AO Journal

A Day at the Museum: The Work of Photographer Tamas Revesz

11. October 2019

As one of the most important of the visual arts, photography can excite, be thought-provoking, elevate the imagination, and most importantly, capture everyday life. 

ArtOrigo dealer and award-winning photographer Tamas Revesz describes his work as a visual storyteller, noting, “As an artist, my goal is - even with single images - to tell something, to surprise the viewer, to make her/him think, to initiate emotion by the message and the composition.” As the author of twelve photography books, his work is best described by New York’s International Center of Photography Founder and Director Emeritus Cornell Capa, "...At first glance [the photographs] look like they are about one thing when on closer examination, it emerges that they are actually about something else altogether. This dichotomy has become Revesz’s trademark.”

As one of the organisers of the World Press Photo exhibition at the Hungarian National Museum in Budapest, the event is the largest international traveling exhibition (touring to 45 countries) based on yearly competition for photojournalists. Here are a few of Revesz’s favorites and you can also view and purchase his work on his ArtOrigo site.

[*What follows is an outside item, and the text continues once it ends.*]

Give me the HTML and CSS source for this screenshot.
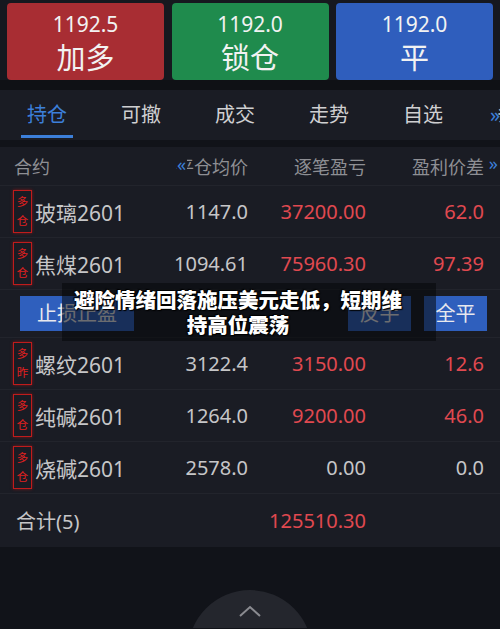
FILE: index.html
```html
<!DOCTYPE html>
<html lang="zh">
<head>
<meta charset="utf-8">
<link rel="stylesheet" href="styles.css">
</head>
<body>
<div class="page">
  <div class="actions">
    <div class="act red"><span class="price">1192.5</span><span class="label">加多</span></div>
    <div class="act green"><span class="price">1192.0</span><span class="label">锁仓</span></div>
    <div class="act blue"><span class="price">1192.0</span><span class="label">平</span></div>
  </div>
  <div class="tabs">
    <div class="tab active">持仓</div>
    <div class="tab">可撤</div>
    <div class="tab">成交</div>
    <div class="tab">走势</div>
    <div class="tab">自选</div>
    <div class="tab more"><span class="arrow">»</span><span class="clip">条件单</span></div>
  </div>
  <div class="table">
    <div class="row head">
      <div class="c-name">合约</div>
      <div class="c-price"><span class="larrow">«</span>平仓均价</div>
      <div class="c-pl">逐笔盈亏</div>
      <div class="c-diff">盈利价差<span class="rarrow">»</span></div>
    </div>
    <div class="row">
      <div class="c-name"><span class="badge">多<br>仓</span>玻璃2601</div>
      <div class="c-price">1147.0</div>
      <div class="c-pl up">37200.00</div>
      <div class="c-diff up">62.0</div>
    </div>
    <div class="row">
      <div class="c-name"><span class="badge">多<br>仓</span>焦煤2601</div>
      <div class="c-price">1094.61</div>
      <div class="c-pl up">75960.30</div>
      <div class="c-diff up">97.39</div>
    </div>
    <div class="row ops">
      <div class="btn wide">止损止盈</div>
      <div class="spacer"></div>
      <div class="btn">反手</div>
      <div class="btn">全平</div>
    </div>
    <div class="row">
      <div class="c-name"><span class="badge">多<br>昨</span>螺纹2601</div>
      <div class="c-price">3122.4</div>
      <div class="c-pl up">3150.00</div>
      <div class="c-diff up">12.6</div>
    </div>
    <div class="row">
      <div class="c-name"><span class="badge">多<br>仓</span>纯碱2601</div>
      <div class="c-price">1264.0</div>
      <div class="c-pl up">9200.00</div>
      <div class="c-diff up">46.0</div>
    </div>
    <div class="row">
      <div class="c-name"><span class="badge">多<br>仓</span>烧碱2601</div>
      <div class="c-price">2578.0</div>
      <div class="c-pl">0.00</div>
      <div class="c-diff">0.0</div>
    </div>
    <div class="row total">
      <div class="c-name">合计(5)</div>
      <div class="c-price"></div>
      <div class="c-pl up">125510.30</div>
      <div class="c-diff"></div>
    </div>
  </div>
  <div class="bottom">
    <div class="fab">
      <svg width="24" height="14" viewBox="0 0 24 14"><path d="M2 12 L12 3 L22 12" fill="none" stroke="#8a8b90" stroke-width="2"/></svg>
    </div>
  </div>
  <div class="caption">避险情绪回落施压美元走低，短期维<br>持高位震荡</div>
</div>
</body>
</html>
```

FILE: styles.css
```css
* { box-sizing: border-box; }
html, body { margin: 0; padding: 0; }
body {
  width: 500px;
  height: 629px;
  overflow: hidden;
  background: #111319;
  font-family: "Noto Sans", "Noto Sans CJK SC", sans-serif;
  color: #c6c6c8;
}
.page { position: relative; width: 500px; height: 629px; }

.actions {
  display: grid;
  grid-template-columns: 157px 157px 157px;
  column-gap: 7.5px;
  padding: 3px 7px 0 7px;
  height: 80px;
  background: #16181f;
  border-bottom: 10px solid #0f1115;
  box-sizing: content-box;
  height: 77px;
}
.act {
  height: 77px;
  border-radius: 4px;
  display: flex;
  flex-direction: column;
  align-items: center;
  color: #f2f2f2;
}
.act .price { font-size: 21px; line-height: 24px; margin-top: 9px; }
.act .label { font-size: 29px; line-height: 34px; margin-top: 5px; }
.red { background: #a82d33; }
.green { background: #1f8b4d; }
.blue { background: #2f5ebd; }

.tabs {
  display: flex;
  height: 50px;
  background: #1a1c24;
  position: relative;
  overflow: hidden;
  margin-bottom: 7px;
}
.tab {
  width: 94px;
  flex: none;
  text-align: center;
  font-size: 20px;
  line-height: 50px;
  color: #cfcfd1;
  position: relative;
}
.tab.active { color: #3c7fd9; }
.tab.active::after {
  content: "";
  position: absolute;
  left: 21px;
  width: 52px;
  bottom: 2px;
  height: 3px;
  background: #3c7fd9;
}
.tab.more { text-align: left; padding-left: 20px; color: #b8b8ba; width: 40px; overflow: hidden; white-space: nowrap; }
.tab.more .arrow { color: #3c7fd9; position: relative; z-index: 1; }
.tab.more .clip { margin-left: -3px; }

.table { background: #1a1c24; }
.row {
  display: flex;
  align-items: center;
  height: 52px;
  border-bottom: 1px solid #22242c;
  font-size: 20px;
}
.row.head { height: 39px; font-size: 18px; color: #8e8f94; }
.c-name { width: 140px; padding-left: 14px; display: flex; align-items: center; font-size: 21px; white-space: nowrap; }
.row.head .c-name { padding-left: 14px; font-size: 18px; }
.c-price { width: 108px; text-align: right; position: relative; }
.c-pl { width: 118px; text-align: right; }
.c-diff { width: 118px; text-align: right; position: relative; }
.up { color: #e04950; }
.larrow {
  position: absolute;
  left: 37px;
  top: -2px;
  width: 10px;
  text-align: left;
  color: #3c7fd9;
  background: #1a1c24;
  line-height: 26px;
}
.rarrow {
  position: absolute;
  right: -14px;
  top: -2px;
  color: #3c7fd9;
}
.badge {
  display: inline-block;
  flex: none;
  width: 19px;
  height: 43px;
  border: 1.5px solid #c01c1c;
  box-shadow: 0 0 3px rgba(200, 20, 20, 0.6);
  color: #e02020;
  font-size: 11.5px;
  line-height: 19px;
  text-align: center;
  padding-top: 1px;
  margin-right: 3px;
  margin-left: -1px;
}
.row.ops { height: 48px; background: #1a1c24; }
.btn {
  width: 63px;
  height: 35px;
  background: #2f5fbd;
  color: #e8e8ee;
  font-size: 20px;
  line-height: 35px;
  text-align: center;
  margin-right: 13px;
}
.btn.wide { width: 114px; margin-left: 20px; }
.spacer { flex: 1; }
.row.total { height: 53px; border-bottom: none; }
.row.total .c-name { padding-left: 16px; font-size: 20px; }

.bottom {
  height: 81px;
  position: relative;
  overflow: hidden;
}
.fab {
  position: absolute;
  left: 188px;
  top: 43px;
  width: 124px;
  height: 124px;
  border-radius: 50%;
  background: #24262d;
  display: flex;
  justify-content: center;
  padding-top: 14px;
}
.fab svg { display: block; }

.caption {
  position: absolute;
  left: 62px;
  top: 283px;
  width: 374px;
  height: 58px;
  background: rgba(6, 7, 10, 0.55);
  color: #ffffff;
  font-weight: 900;
  font-size: 20.5px;
  line-height: 25px;
  text-align: center;
  padding-top: 4px;
  padding-right: 22px;
  text-shadow: 0 0 2px #000, 1px 1px 1px #000, -1px -1px 1px #000;
  font-family: "Noto Sans CJK SC", sans-serif;
}
```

New York Skyline Before 9-11: Featured on the cover of his book New York, Revesz says that viewers later shared the photo was a foreshadowing of the future tragedy. “The early-morning magic show across the river lasts but for a few moments. A waking dream. Through the sheer curtain, the silhouette of the city turns into a cubist composition, the shimmering, uniform slabs interrupted by the Gothic Batman-hood of Riverside Church. A gray-blue Hudson fades into my balcony; the river seems to flow right under me,” he writes in the book’s preface. “Just as one turns a fine morsel of food in one's mouth, savoring every subtle, delectable flavor, so I keep looking, with eyes closed, at the imprint-a panorama of New York framed by my window.”

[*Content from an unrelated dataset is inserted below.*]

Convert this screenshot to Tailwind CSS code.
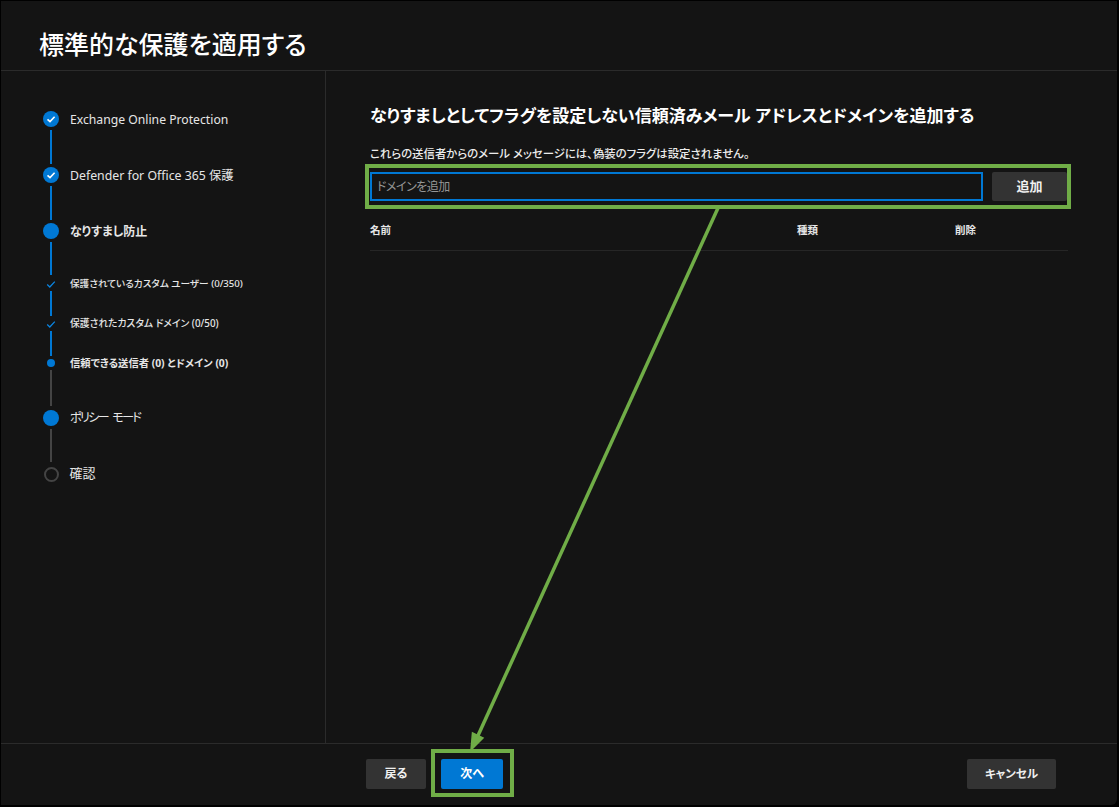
<!doctype html>
<html lang="ja">
<head>
<meta charset="utf-8">
<script src="https://cdn.jsdelivr.net/npm/@tailwindcss/browser@4"></script>
</head>
<body class="m-0 bg-black">
<div class="relative w-[1119px] h-[807px] overflow-hidden bg-black font-['Noto_Sans','Noto_Sans_CJK_JP',sans-serif] text-[#f0f0f0] [font-feature-settings:'palt']">
  <div class="flex flex-col w-[1116px] h-[804px] ml-[1px] mt-[1px] bg-[#141414] rounded-br-[6px]">
    <header class="h-[70px] shrink-0 border-b border-[#2b2b2b] pl-[38px] pt-[26px]">
      <h1 class="text-[25px] leading-[34px] font-medium text-white whitespace-nowrap">標準的な保護を適用する</h1>
    </header>
    <div class="flex flex-1 min-h-0">
      <nav class="w-[325px] shrink-0 border-r border-[#2b2b2b] pl-[42px] pt-[40px]">
        <ol class="flex flex-col text-[#e6e6e6]">
          <li class="flex h-[16px] items-center gap-[11px]">
            <span class="w-[16px] h-[16px] rounded-full bg-[#0078d4] flex items-center justify-center shrink-0"><svg width="10" height="10" viewBox="0 0 10 10" fill="none" stroke="#fff" stroke-width="1.6"><path d="M1.5 5.3 4 7.6 8.6 2.8"/></svg></span>
            <span class="text-[12.2px] leading-[16px] pt-[2px] whitespace-nowrap">Exchange Online Protection</span>
          </li>
          <li class="w-[2px] h-[34px] my-[3px] ml-[7px] bg-[#0078d4]"></li>
          <li class="flex h-[16px] items-center gap-[11px]">
            <span class="w-[16px] h-[16px] rounded-full bg-[#0078d4] flex items-center justify-center shrink-0"><svg width="10" height="10" viewBox="0 0 10 10" fill="none" stroke="#fff" stroke-width="1.6"><path d="M1.5 5.3 4 7.6 8.6 2.8"/></svg></span>
            <span class="text-[12.3px] leading-[16px] pt-[2px] whitespace-nowrap">Defender for Office 365 保護</span>
          </li>
          <li class="w-[2px] h-[34px] my-[3px] ml-[7px] bg-[#0078d4]"></li>
          <li class="flex h-[16px] items-center gap-[11px]">
            <span class="w-[16px] h-[16px] rounded-full bg-[#0078d4] shrink-0"></span>
            <span class="text-[12px] leading-[16px] pt-[2px] font-semibold whitespace-nowrap">なりすまし防止</span>
          </li>
          <li class="w-[2px] h-[33px] mt-[3px] mb-[4px] ml-[7px] bg-[#0078d4]"></li>
          <li class="flex h-[10px] items-center gap-[11px]">
            <span class="w-[16px] flex justify-center shrink-0"><svg width="10" height="9" viewBox="0 0 10 9" fill="none" stroke="#0a84e0" stroke-width="1.3"><path d="M1.2 4.6 3.8 7 8.8 1.6"/></svg></span>
            <span class="text-[9.65px] leading-[16px] pb-[1px] font-medium whitespace-nowrap">保護されているカスタム ユーザー (0/350)</span>
          </li>
          <li class="w-[2px] h-[25px] mt-[2px] mb-[3px] ml-[7px] bg-[#0078d4]"></li>
          <li class="flex h-[10px] items-center gap-[11px]">
            <span class="w-[16px] flex justify-center shrink-0"><svg width="10" height="9" viewBox="0 0 10 9" fill="none" stroke="#0a84e0" stroke-width="1.3"><path d="M1.2 4.6 3.8 7 8.8 1.6"/></svg></span>
            <span class="text-[9.8px] leading-[16px] pb-[1px] font-medium whitespace-nowrap">保護されたカスタム ドメイン (0/50)</span>
          </li>
          <li class="w-[2px] h-[25px] mt-[2px] mb-[3px] ml-[7px] bg-[#0078d4]"></li>
          <li class="flex h-[8px] items-center gap-[11px]">
            <span class="w-[16px] flex justify-center shrink-0"><span class="w-[8px] h-[8px] rounded-full bg-[#0078d4]"></span></span>
            <span class="text-[10.3px] leading-[16px] font-bold whitespace-nowrap">信頼できる送信者 (0) とドメイン (0)</span>
          </li>
          <li class="w-[2px] h-[36px] mt-[3px] mb-[4px] ml-[7px] bg-[#444]"></li>
          <li class="flex h-[16px] items-center gap-[11px]">
            <span class="w-[16px] h-[16px] rounded-full bg-[#0078d4] shrink-0"></span>
            <span class="text-[12.2px] leading-[16px] tracking-[-1.8px] [word-spacing:3px] whitespace-nowrap">ポリシー モード</span>
          </li>
          <li class="w-[2px] h-[33px] mt-[3px] mb-[4px] ml-[7px] bg-[#444]"></li>
          <li class="flex h-[16px] items-center gap-[11px]">
            <span class="w-[15px] h-[15px] ml-[.5px] rounded-full border-2 border-[#444] shrink-0"></span>
            <span class="text-[13px] leading-[16px] pb-[2px] whitespace-nowrap">確認</span>
          </li>
        </ol>
      </nav>
      <main class="flex-1 min-w-0 pl-[44px] pr-[49px] pt-[32px]">
        <h2 class="text-[17.05px] leading-[26px] font-semibold text-white whitespace-nowrap">なりすましとしてフラグを設定しない信頼済みメール アドレスとドメインを追加する</h2>
        <p class="mt-[16px] text-[11.4px] leading-[18px] font-medium text-[#ececec] whitespace-nowrap">これらの送信者からのメール メッセージには、偽装のフラグは設定されません。</p>
        <div class="flex gap-[9px] mt-[9px]">
          <input type="text" placeholder="ドメインを追加" class="w-[613px] h-[29px] border-2 border-[#0078d4] bg-[#141414] px-[5px] text-[12px] tracking-[-0.5px] outline-none placeholder:text-[#969696]">
          <button class="w-[75px] h-[29px] rounded-[2px] bg-[#333] text-[13px] font-semibold text-[#f0f0f0]">追加</button>
        </div>
        <div class="grid grid-cols-[427px_158px_1fr] h-[40px] mt-[10px] items-center border-b border-[#262626] text-[10.5px] font-bold text-[#e6e6e6]">
          <span>名前</span><span>種類</span><span>削除</span>
        </div>
      </main>
    </div>
    <footer class="h-[62px] shrink-0 border-t border-[#2b2b2b] relative flex items-start pt-[15px] pl-[365px] pr-[61px]">
      <button class="w-[60px] h-[30px] rounded-[2px] bg-[#333] text-[12px] font-semibold text-[#f0f0f0]">戻る</button>
      <button class="w-[62px] h-[30px] ml-[15px] rounded-[2px] bg-[#0078d4] text-[12px] font-semibold text-white">次へ</button>
      <button class="w-[89px] h-[30px] ml-auto rounded-[2px] bg-[#333] text-[11.5px] font-semibold text-[#f0f0f0]">キャンセル</button>
    </footer>
  </div>

  <!-- annotations lying over the dialog -->
  <div class="absolute left-[365px] top-[164px] w-[706px] h-[45px] border-[4px] border-[#70ad47]"></div>
  <div class="absolute left-[431px] top-[749px] w-[83px] h-[48px] border-[4px] border-[#70ad47]"></div>
  <svg class="absolute left-0 top-0 pointer-events-none" width="1119" height="807" viewBox="0 0 1119 807" fill="none">
    <path d="M718 208 476 740" stroke="#70ad47" stroke-width="3.5"/>
    <path d="M471 750 472.5 733 483 738Z" fill="#70ad47" stroke="#70ad47" stroke-width="1.5"/>
  </svg>
</div>
</body>
</html>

Ginza/Tokyo: Taken during a one-day assignment on the occasion of his New York exhibition in Tokyo, the photographer says, “As a photographer I frequently favor expressing myself and my relation to the subject by the less direct way, trying to transfer the mood and emotion I have had that time to the viewer.”

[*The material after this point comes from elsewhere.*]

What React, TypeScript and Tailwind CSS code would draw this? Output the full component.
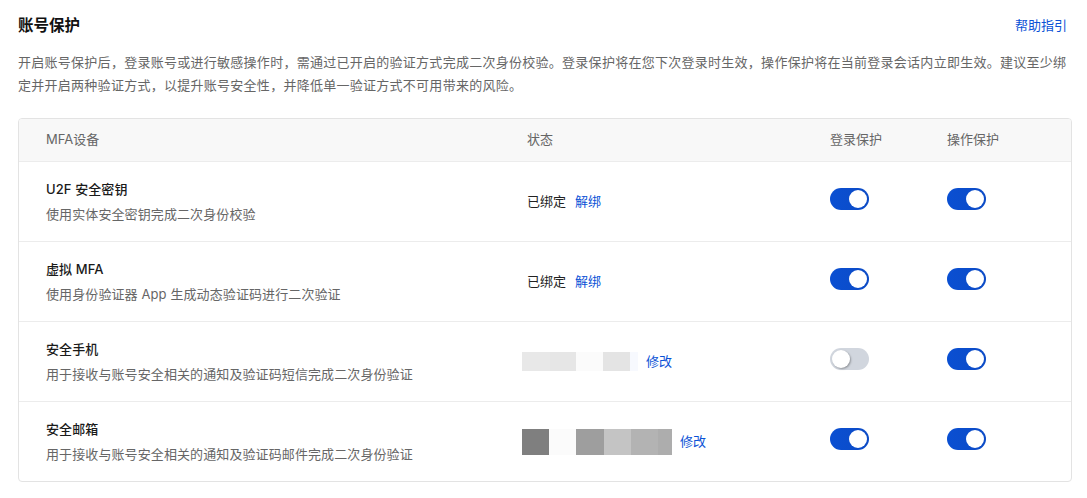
import { Fragment } from "react";

type Device = {
  name: string;
  desc: string;
  status: "bound" | "phone" | "email";
  login: boolean;
  operate: boolean;
};

const devices: Device[] = [
  { name: "U2F 安全密钥", desc: "使用实体安全密钥完成二次身份校验", status: "bound", login: true, operate: true },
  { name: "虚拟 MFA", desc: "使用身份验证器 App 生成动态验证码进行二次验证", status: "bound", login: true, operate: true },
  { name: "安全手机", desc: "用于接收与账号安全相关的通知及验证码短信完成二次身份验证", status: "phone", login: false, operate: true },
  { name: "安全邮箱", desc: "用于接收与账号安全相关的通知及验证码邮件完成二次身份验证", status: "email", login: true, operate: true },
];

function Toggle({ on }: { on: boolean }) {
  return (
    <button
      type="button"
      className={
        on
          ? "relative w-[39px] h-[22px] rounded-full bg-gradient-to-r from-[#0a4fd2] to-[#0c4bc6]"
          : "relative w-[39px] h-[22px] rounded-full bg-[#d1d6de]"
      }
    >
      <span
        className={
          on
            ? "absolute top-[2px] right-[2px] w-[18px] h-[18px] rounded-full bg-white"
            : "absolute top-[2px] left-[2px] w-[18px] h-[18px] rounded-full bg-white shadow-[1px_1px_2px_rgba(0,0,0,0.3)]"
        }
      />
    </button>
  );
}

// masked phone number / email blocks
function PhoneMask() {
  return (
    <div className="flex h-[19px]">
      <div className="w-[28px] bg-[#e8e8e8]" />
      <div className="w-[26px] bg-[#e6e6e6]" />
      <div className="w-[27px] bg-[#fbfbfb]" />
      <div className="w-[27px] bg-[#e4e4e4]" />
      <div className="w-[8px] bg-[#f7f9fe]" />
    </div>
  );
}

function EmailMask() {
  return (
    <div className="flex h-[26px]">
      <div className="w-[27px] bg-[#7f7f7f]" />
      <div className="w-[27px] bg-[#fbfbfb]" />
      <div className="w-[28px] bg-[#9e9e9e]" />
      <div className="w-[27px] bg-[#c4c4c4]" />
      <div className="w-[27px] bg-[#b3b3b3]" />
      <div className="w-[14px] bg-[#adadad]" />
    </div>
  );
}

function Status({ kind }: { kind: Device["status"] }) {
  if (kind === "bound") {
    return (
      <div className="flex items-center gap-[9px] text-[13px]">
        <span className="text-[#222]">已绑定</span>
        <a className="text-[#0b52d6] cursor-pointer">解绑</a>
      </div>
    );
  }
  return (
    <div className="flex items-center gap-[8px] text-[13px] -ml-[5px]">
      {kind === "phone" ? <PhoneMask /> : <EmailMask />}
      <a className="text-[#0b52d6] cursor-pointer">修改</a>
    </div>
  );
}

export default function App() {
  return (
    <div className="bg-white min-h-[498px] pl-[18px] pr-[15px] pt-[15px] font-['Inter','Noto_Sans_CJK_SC',sans-serif]">
      <div className="flex items-center justify-between h-[22px]">
        <h1 className="text-[15.5px] font-semibold text-[#111]">账号保护</h1>
        <a className="text-[13px] text-[#0b52d6] mr-[5px] cursor-pointer">帮助指引</a>
      </div>
      <p className="mt-[14px] text-[13px] tracking-[0.27px] leading-[23px] text-[#666]">
        开启账号保护后，登录账号或进行敏感操作时，需通过已开启的验证方式完成二次身份校验。登录保护将在您下次登录时生效，操作保护将在当前登录会话内立即生效。建议至少绑定并开启两种验证方式，以提升账号安全性，并降低单一验证方式不可用带来的风险。
      </p>

      <div className="mt-[21px] border border-[#e3e3e3] rounded-[4px] overflow-hidden">
        <div className="grid grid-cols-[481px_303px_117px_1fr] pl-[27px] h-[42px] items-center bg-[#f8f8f8] text-[13px] text-[#666]">
          <span>MFA设备</span>
          <span>状态</span>
          <span>登录保护</span>
          <span>操作保护</span>
        </div>
        {devices.map((d) => (
          <Fragment key={d.name}>
            <div className="grid grid-cols-[481px_303px_117px_1fr] pl-[27px] h-[80px] items-center border-t border-[#ececec]">
              <div className="flex flex-col gap-[5px] tracking-[0.1px]">
                <span className="text-[13px] leading-5 font-medium text-[#1a1a1a]">{d.name}</span>
                <span className="text-[13px] leading-5 text-[#666]">{d.desc}</span>
              </div>
              <Status kind={d.status} />
              <div>
                <Toggle on={d.login} />
              </div>
              <div>
                <Toggle on={d.operate} />
              </div>
            </div>
          </Fragment>
        ))}
      </div>
    </div>
  );
}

Rainy Roma Colony and Roma Boy With His Knife: These images represent the work from a ten-year documentary project on gypsies and was on display in several museums and galleries in the US, Europe and South America. “It was in early seventies when I first had this dramatic and visual example of the suppressed social problems of Roma people… I had a great empathy. As a "champion for the truth," I had the persistence to work on it for ten years, in spite of the fact that nobody was going to publish any of those "sad" images on a topic which was not in favor with any editors in a socialist country. But sometimes miracles do happen: an editor let himself be persuaded to do a photo book publication, on the theory that the courage of facing social problem would rather prove the strength than hurt to a communist system”.



Foggy Hudson, Mystic Empire and Chrysler Building reflect the photographer’s ongoing love affair with the city. After W.W. Norton published my New York Photobook in 2000, I began photographing the city looking for mystery and lyric. I hope one day these pictures will make my next book.”



Kaleidoscopes and Rose Couples: “The gallery where I rented a place for fine art printing in Englewood, NJ, traded beautiful old kaleidoscopes. Looking through that tiny hole, a fairy tale opened with incredible playful forms. First, I enjoyed just holding and looking into those fine instruments, but later I decided to try to photograph these shining, ever-changing forms. Because the actual image was so little, I converted them to vector files to be able to make any size of prints.”



The Kiss: “As a young photographer, I admired György Kepes, László Moholy-Nagy, and others, creating photograms, playing with forms. Why not involving a little more enjoyment? This was one of the first kisses we had in the darkroom over the photo paper with my future wife, whom we are still together.”